Work to be completed: Exclude the pictures and reproduce the remaining data exactly as written.

--- BEGIN Recorded data ---

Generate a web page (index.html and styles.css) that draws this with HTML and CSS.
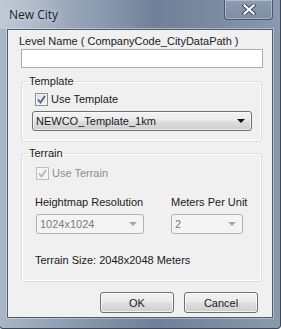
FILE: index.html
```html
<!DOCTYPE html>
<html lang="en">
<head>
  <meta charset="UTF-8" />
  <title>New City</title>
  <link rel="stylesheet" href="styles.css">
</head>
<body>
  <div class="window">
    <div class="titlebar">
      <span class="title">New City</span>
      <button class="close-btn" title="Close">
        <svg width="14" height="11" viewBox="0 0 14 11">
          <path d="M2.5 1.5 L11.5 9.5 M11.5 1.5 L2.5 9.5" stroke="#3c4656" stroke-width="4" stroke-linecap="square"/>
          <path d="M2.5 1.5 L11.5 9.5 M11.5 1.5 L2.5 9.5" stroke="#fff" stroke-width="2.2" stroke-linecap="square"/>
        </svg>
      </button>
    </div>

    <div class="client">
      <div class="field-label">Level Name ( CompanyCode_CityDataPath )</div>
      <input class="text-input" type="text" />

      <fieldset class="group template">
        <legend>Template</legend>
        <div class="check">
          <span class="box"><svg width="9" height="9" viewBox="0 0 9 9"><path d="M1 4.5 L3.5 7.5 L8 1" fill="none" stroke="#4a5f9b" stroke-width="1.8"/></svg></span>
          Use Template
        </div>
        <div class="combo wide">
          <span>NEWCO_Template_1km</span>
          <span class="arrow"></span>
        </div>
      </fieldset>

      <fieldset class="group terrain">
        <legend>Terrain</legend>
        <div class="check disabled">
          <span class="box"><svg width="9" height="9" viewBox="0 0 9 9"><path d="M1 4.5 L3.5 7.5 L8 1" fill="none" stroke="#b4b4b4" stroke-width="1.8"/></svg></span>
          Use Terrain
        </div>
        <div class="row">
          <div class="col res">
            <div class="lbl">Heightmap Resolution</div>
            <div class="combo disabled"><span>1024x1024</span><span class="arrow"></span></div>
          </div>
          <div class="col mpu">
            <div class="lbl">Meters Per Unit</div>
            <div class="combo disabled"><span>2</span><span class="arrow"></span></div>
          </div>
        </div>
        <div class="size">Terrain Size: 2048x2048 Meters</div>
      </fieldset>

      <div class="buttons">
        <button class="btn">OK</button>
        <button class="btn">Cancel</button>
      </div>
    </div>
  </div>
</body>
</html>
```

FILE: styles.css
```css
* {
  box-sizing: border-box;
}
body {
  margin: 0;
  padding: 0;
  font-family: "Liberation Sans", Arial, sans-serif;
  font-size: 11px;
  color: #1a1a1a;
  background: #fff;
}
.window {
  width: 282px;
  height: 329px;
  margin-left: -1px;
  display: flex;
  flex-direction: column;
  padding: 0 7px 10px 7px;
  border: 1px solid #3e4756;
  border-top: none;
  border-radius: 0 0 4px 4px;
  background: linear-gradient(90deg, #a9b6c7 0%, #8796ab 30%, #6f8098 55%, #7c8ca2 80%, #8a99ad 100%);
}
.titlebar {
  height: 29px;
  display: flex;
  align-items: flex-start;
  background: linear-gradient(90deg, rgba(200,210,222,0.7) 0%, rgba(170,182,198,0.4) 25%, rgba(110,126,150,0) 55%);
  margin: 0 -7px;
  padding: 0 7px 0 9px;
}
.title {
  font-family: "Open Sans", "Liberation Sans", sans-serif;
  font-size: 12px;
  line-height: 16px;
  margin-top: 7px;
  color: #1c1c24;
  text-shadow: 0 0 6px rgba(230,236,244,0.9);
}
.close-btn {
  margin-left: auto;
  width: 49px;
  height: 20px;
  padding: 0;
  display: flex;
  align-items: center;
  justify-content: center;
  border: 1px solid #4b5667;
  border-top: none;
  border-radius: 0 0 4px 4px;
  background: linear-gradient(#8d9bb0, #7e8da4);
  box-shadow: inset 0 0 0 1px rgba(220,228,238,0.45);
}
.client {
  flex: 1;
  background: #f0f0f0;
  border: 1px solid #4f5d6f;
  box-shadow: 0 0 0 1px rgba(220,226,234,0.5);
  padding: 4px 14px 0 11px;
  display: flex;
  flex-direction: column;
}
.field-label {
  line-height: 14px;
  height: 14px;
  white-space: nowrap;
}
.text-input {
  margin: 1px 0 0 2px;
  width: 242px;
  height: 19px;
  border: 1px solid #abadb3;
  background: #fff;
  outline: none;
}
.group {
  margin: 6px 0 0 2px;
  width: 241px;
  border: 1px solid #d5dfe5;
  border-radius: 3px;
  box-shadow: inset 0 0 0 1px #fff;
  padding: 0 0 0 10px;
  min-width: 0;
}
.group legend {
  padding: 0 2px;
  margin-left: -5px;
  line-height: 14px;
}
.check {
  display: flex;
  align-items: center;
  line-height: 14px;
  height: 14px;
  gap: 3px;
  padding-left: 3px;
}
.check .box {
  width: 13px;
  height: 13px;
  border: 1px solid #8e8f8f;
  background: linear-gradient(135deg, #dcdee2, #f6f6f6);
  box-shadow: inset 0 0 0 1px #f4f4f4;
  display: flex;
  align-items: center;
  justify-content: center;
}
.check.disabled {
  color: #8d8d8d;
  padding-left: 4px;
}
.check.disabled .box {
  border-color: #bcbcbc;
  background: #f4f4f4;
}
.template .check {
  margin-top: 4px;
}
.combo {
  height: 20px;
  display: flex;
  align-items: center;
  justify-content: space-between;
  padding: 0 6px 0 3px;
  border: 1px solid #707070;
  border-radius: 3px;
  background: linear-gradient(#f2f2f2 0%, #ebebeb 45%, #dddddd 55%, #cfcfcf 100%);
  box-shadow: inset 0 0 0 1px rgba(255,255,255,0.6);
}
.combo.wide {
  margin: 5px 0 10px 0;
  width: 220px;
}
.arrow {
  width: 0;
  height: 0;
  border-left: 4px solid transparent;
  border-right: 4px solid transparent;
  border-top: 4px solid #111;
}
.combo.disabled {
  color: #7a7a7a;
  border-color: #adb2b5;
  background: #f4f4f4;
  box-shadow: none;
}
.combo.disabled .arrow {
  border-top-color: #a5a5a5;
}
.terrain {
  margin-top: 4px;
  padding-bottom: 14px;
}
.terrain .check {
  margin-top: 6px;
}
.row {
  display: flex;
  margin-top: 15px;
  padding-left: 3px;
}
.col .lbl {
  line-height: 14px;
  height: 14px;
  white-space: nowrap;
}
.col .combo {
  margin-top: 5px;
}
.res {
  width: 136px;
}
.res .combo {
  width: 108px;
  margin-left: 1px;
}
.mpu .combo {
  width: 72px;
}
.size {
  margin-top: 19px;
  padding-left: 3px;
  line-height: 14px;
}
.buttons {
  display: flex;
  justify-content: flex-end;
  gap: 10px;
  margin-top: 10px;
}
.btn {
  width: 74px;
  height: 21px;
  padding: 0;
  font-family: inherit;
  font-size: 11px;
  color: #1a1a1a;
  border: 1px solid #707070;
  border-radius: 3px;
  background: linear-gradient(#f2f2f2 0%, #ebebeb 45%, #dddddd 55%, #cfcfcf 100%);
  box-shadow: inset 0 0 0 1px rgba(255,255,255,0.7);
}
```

--- END Recorded data ---

Final answer:
Generate a web page (index.html and styles.css) that draws this with HTML and CSS.
FILE: index.html
```html
<!DOCTYPE html>
<html lang="en">
<head>
  <meta charset="UTF-8" />
  <title>New City</title>
  <link rel="stylesheet" href="styles.css">
</head>
<body>
  <div class="window">
    <div class="titlebar">
      <span class="title">New City</span>
      <button class="close-btn" title="Close">
        <svg width="14" height="11" viewBox="0 0 14 11">
          <path d="M2.5 1.5 L11.5 9.5 M11.5 1.5 L2.5 9.5" stroke="#3c4656" stroke-width="4" stroke-linecap="square"/>
          <path d="M2.5 1.5 L11.5 9.5 M11.5 1.5 L2.5 9.5" stroke="#fff" stroke-width="2.2" stroke-linecap="square"/>
        </svg>
      </button>
    </div>

    <div class="client">
      <div class="field-label">Level Name ( CompanyCode_CityDataPath )</div>
      <input class="text-input" type="text" />

      <fieldset class="group template">
        <legend>Template</legend>
        <div class="check">
          <span class="box"><svg width="9" height="9" viewBox="0 0 9 9"><path d="M1 4.5 L3.5 7.5 L8 1" fill="none" stroke="#4a5f9b" stroke-width="1.8"/></svg></span>
          Use Template
        </div>
        <div class="combo wide">
          <span>NEWCO_Template_1km</span>
          <span class="arrow"></span>
        </div>
      </fieldset>

      <fieldset class="group terrain">
        <legend>Terrain</legend>
        <div class="check disabled">
          <span class="box"><svg width="9" height="9" viewBox="0 0 9 9"><path d="M1 4.5 L3.5 7.5 L8 1" fill="none" stroke="#b4b4b4" stroke-width="1.8"/></svg></span>
          Use Terrain
        </div>
        <div class="row">
          <div class="col res">
            <div class="lbl">Heightmap Resolution</div>
            <div class="combo disabled"><span>1024x1024</span><span class="arrow"></span></div>
          </div>
          <div class="col mpu">
            <div class="lbl">Meters Per Unit</div>
            <div class="combo disabled"><span>2</span><span class="arrow"></span></div>
          </div>
        </div>
        <div class="size">Terrain Size: 2048x2048 Meters</div>
      </fieldset>

      <div class="buttons">
        <button class="btn">OK</button>
        <button class="btn">Cancel</button>
      </div>
    </div>
  </div>
</body>
</html>
```

FILE: styles.css
```css
* {
  box-sizing: border-box;
}
body {
  margin: 0;
  padding: 0;
  font-family: "Liberation Sans", Arial, sans-serif;
  font-size: 11px;
  color: #1a1a1a;
  background: #fff;
}
.window {
  width: 282px;
  height: 329px;
  margin-left: -1px;
  display: flex;
  flex-direction: column;
  padding: 0 7px 10px 7px;
  border: 1px solid #3e4756;
  border-top: none;
  border-radius: 0 0 4px 4px;
  background: linear-gradient(90deg, #a9b6c7 0%, #8796ab 30%, #6f8098 55%, #7c8ca2 80%, #8a99ad 100%);
}
.titlebar {
  height: 29px;
  display: flex;
  align-items: flex-start;
  background: linear-gradient(90deg, rgba(200,210,222,0.7) 0%, rgba(170,182,198,0.4) 25%, rgba(110,126,150,0) 55%);
  margin: 0 -7px;
  padding: 0 7px 0 9px;
}
.title {
  font-family: "Open Sans", "Liberation Sans", sans-serif;
  font-size: 12px;
  line-height: 16px;
  margin-top: 7px;
  color: #1c1c24;
  text-shadow: 0 0 6px rgba(230,236,244,0.9);
}
.close-btn {
  margin-left: auto;
  width: 49px;
  height: 20px;
  padding: 0;
  display: flex;
  align-items: center;
  justify-content: center;
  border: 1px solid #4b5667;
  border-top: none;
  border-radius: 0 0 4px 4px;
  background: linear-gradient(#8d9bb0, #7e8da4);
  box-shadow: inset 0 0 0 1px rgba(220,228,238,0.45);
}
.client {
  flex: 1;
  background: #f0f0f0;
  border: 1px solid #4f5d6f;
  box-shadow: 0 0 0 1px rgba(220,226,234,0.5);
  padding: 4px 14px 0 11px;
  display: flex;
  flex-direction: column;
}
.field-label {
  line-height: 14px;
  height: 14px;
  white-space: nowrap;
}
.text-input {
  margin: 1px 0 0 2px;
  width: 242px;
  height: 19px;
  border: 1px solid #abadb3;
  background: #fff;
  outline: none;
}
.group {
  margin: 6px 0 0 2px;
  width: 241px;
  border: 1px solid #d5dfe5;
  border-radius: 3px;
  box-shadow: inset 0 0 0 1px #fff;
  padding: 0 0 0 10px;
  min-width: 0;
}
.group legend {
  padding: 0 2px;
  margin-left: -5px;
  line-height: 14px;
}
.check {
  display: flex;
  align-items: center;
  line-height: 14px;
  height: 14px;
  gap: 3px;
  padding-left: 3px;
}
.check .box {
  width: 13px;
  height: 13px;
  border: 1px solid #8e8f8f;
  background: linear-gradient(135deg, #dcdee2, #f6f6f6);
  box-shadow: inset 0 0 0 1px #f4f4f4;
  display: flex;
  align-items: center;
  justify-content: center;
}
.check.disabled {
  color: #8d8d8d;
  padding-left: 4px;
}
.check.disabled .box {
  border-color: #bcbcbc;
  background: #f4f4f4;
}
.template .check {
  margin-top: 4px;
}
.combo {
  height: 20px;
  display: flex;
  align-items: center;
  justify-content: space-between;
  padding: 0 6px 0 3px;
  border: 1px solid #707070;
  border-radius: 3px;
  background: linear-gradient(#f2f2f2 0%, #ebebeb 45%, #dddddd 55%, #cfcfcf 100%);
  box-shadow: inset 0 0 0 1px rgba(255,255,255,0.6);
}
.combo.wide {
  margin: 5px 0 10px 0;
  width: 220px;
}
.arrow {
  width: 0;
  height: 0;
  border-left: 4px solid transparent;
  border-right: 4px solid transparent;
  border-top: 4px solid #111;
}
.combo.disabled {
  color: #7a7a7a;
  border-color: #adb2b5;
  background: #f4f4f4;
  box-shadow: none;
}
.combo.disabled .arrow {
  border-top-color: #a5a5a5;
}
.terrain {
  margin-top: 4px;
  padding-bottom: 14px;
}
.terrain .check {
  margin-top: 6px;
}
.row {
  display: flex;
  margin-top: 15px;
  padding-left: 3px;
}
.col .lbl {
  line-height: 14px;
  height: 14px;
  white-space: nowrap;
}
.col .combo {
  margin-top: 5px;
}
.res {
  width: 136px;
}
.res .combo {
  width: 108px;
  margin-left: 1px;
}
.mpu .combo {
  width: 72px;
}
.size {
  margin-top: 19px;
  padding-left: 3px;
  line-height: 14px;
}
.buttons {
  display: flex;
  justify-content: flex-end;
  gap: 10px;
  margin-top: 10px;
}
.btn {
  width: 74px;
  height: 21px;
  padding: 0;
  font-family: inherit;
  font-size: 11px;
  color: #1a1a1a;
  border: 1px solid #707070;
  border-radius: 3px;
  background: linear-gradient(#f2f2f2 0%, #ebebeb 45%, #dddddd 55%, #cfcfcf 100%);
  box-shadow: inset 0 0 0 1px rgba(255,255,255,0.7);
}
```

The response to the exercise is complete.